Paranoia will kill it (Score:2)
I agree - AI's strength is with details (Score:5, Insightful)
I develop marketing automation software. Lots of people talk about 'set and forget' on their marketing, where the AI takes care of everything. This is a really bad idea. Every time I've tried to do something like this it has backfired with the AI doing something spectacularly stupid.
Instead where I have had success is where the AI's role is to fill in the little details that would be boring for a human. Essentially the role of the AI is to tune rather than create. For example, the human might craft the first couple emails and then leave the AI to start moving sentences around for better effectiveness. It is completely unrealistic for people to craft the best message for every single person on their database, but it is perfectly reasonable for a person to produce the first ten or twenty and then leave a computer to fill in the gaps.

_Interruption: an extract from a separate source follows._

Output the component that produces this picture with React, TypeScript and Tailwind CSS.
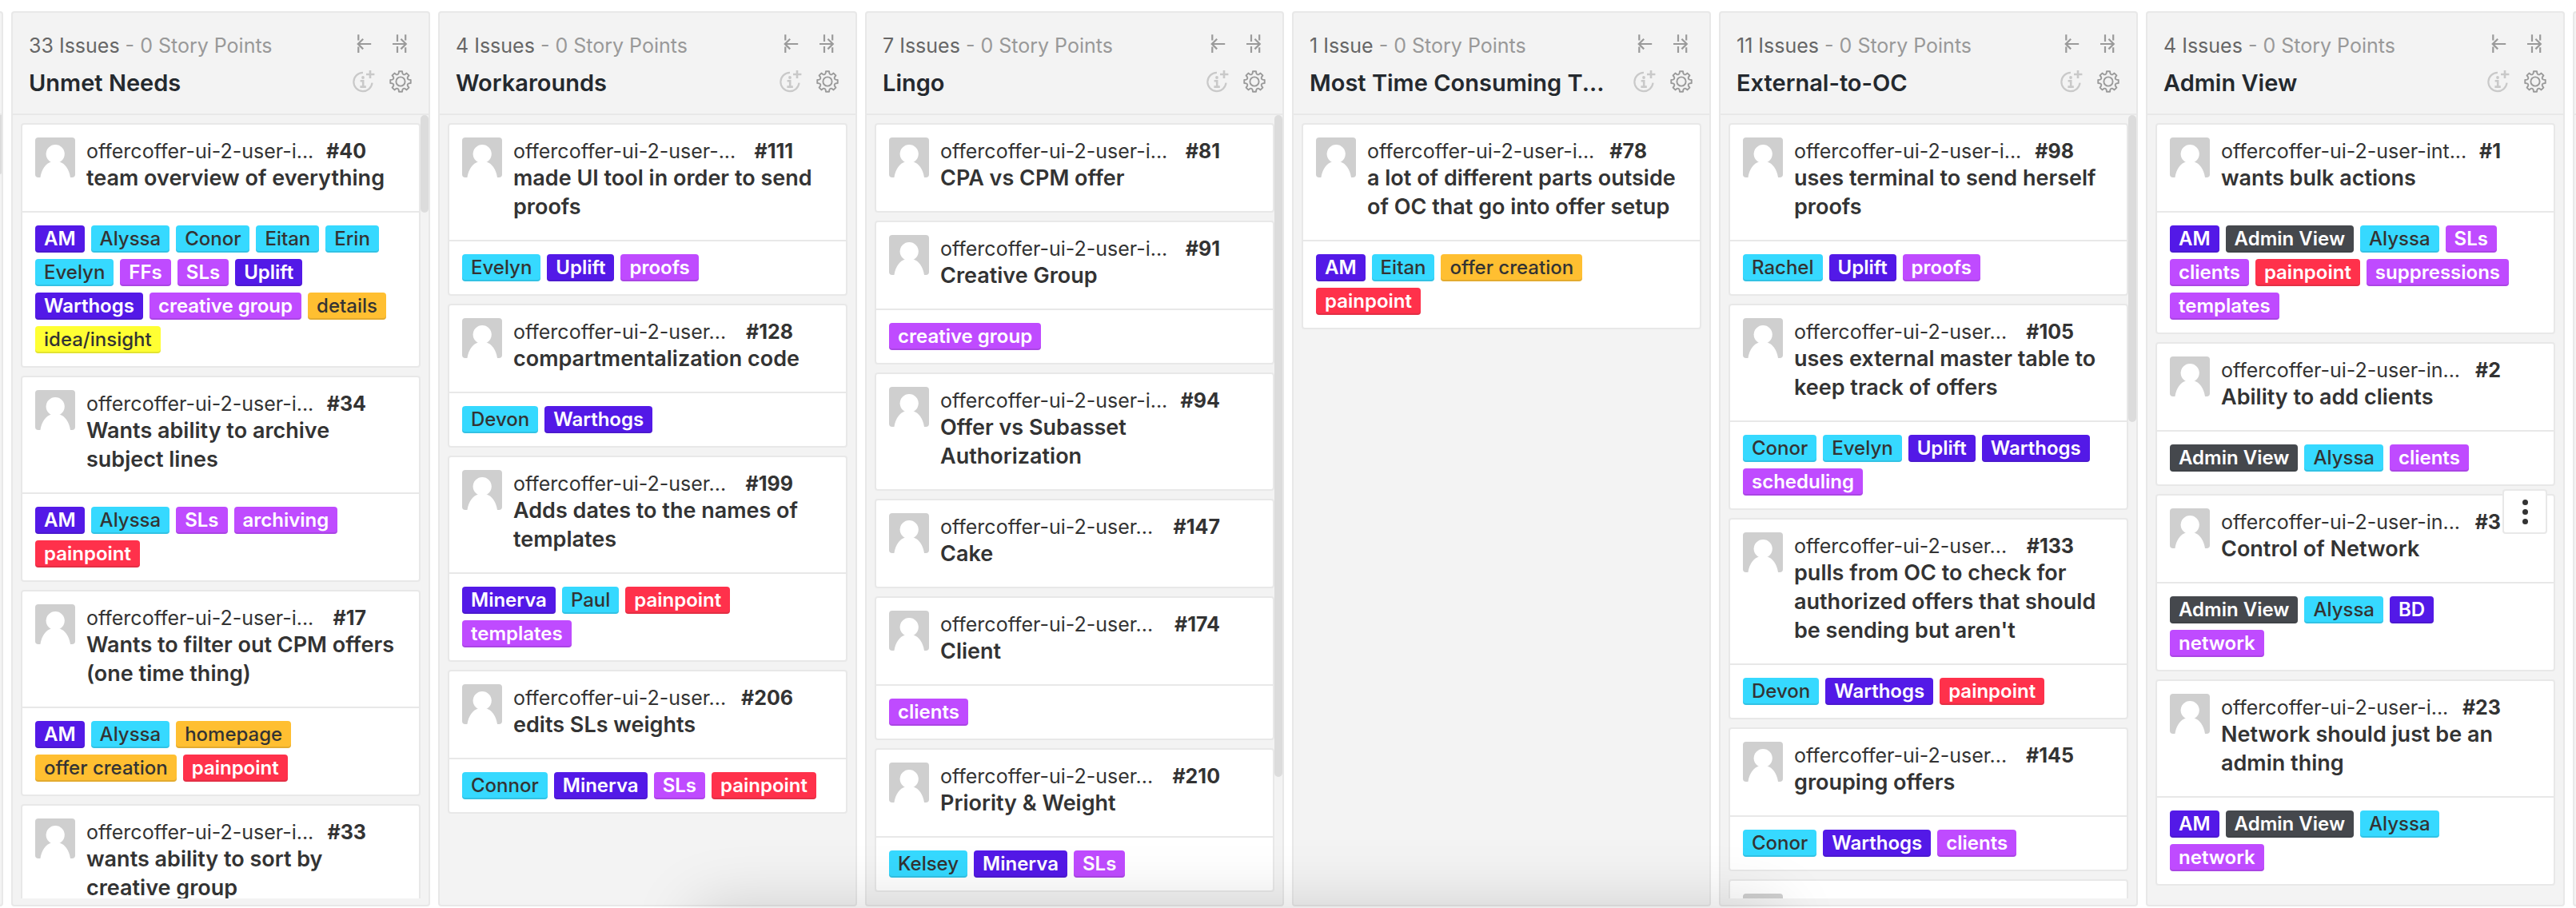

Similarly, feedback from the AI needs to go back to the human so they can provide guidance. For example: "the content was not very effective with this segment", and the human provides more training data on how to communicate with people who fall into that segment. I think about it as giving power to the human - adding richness and fine-tuning to all of their decisions. The AI is never in control. Even if almost all the decisions are made by the AI, it is always within the guidance provided by the human.
Maybe this will change one day; at the moment AI sucks at extrapolating but is awesome at interpolating. This means a human is going to do a far better job of setting strategy, but will quickly lose interest if they have to do every micro-execution.
PS: What's up with the article title. How about 'Elon Musk believes AI needs to augment humans instead of replacing them'?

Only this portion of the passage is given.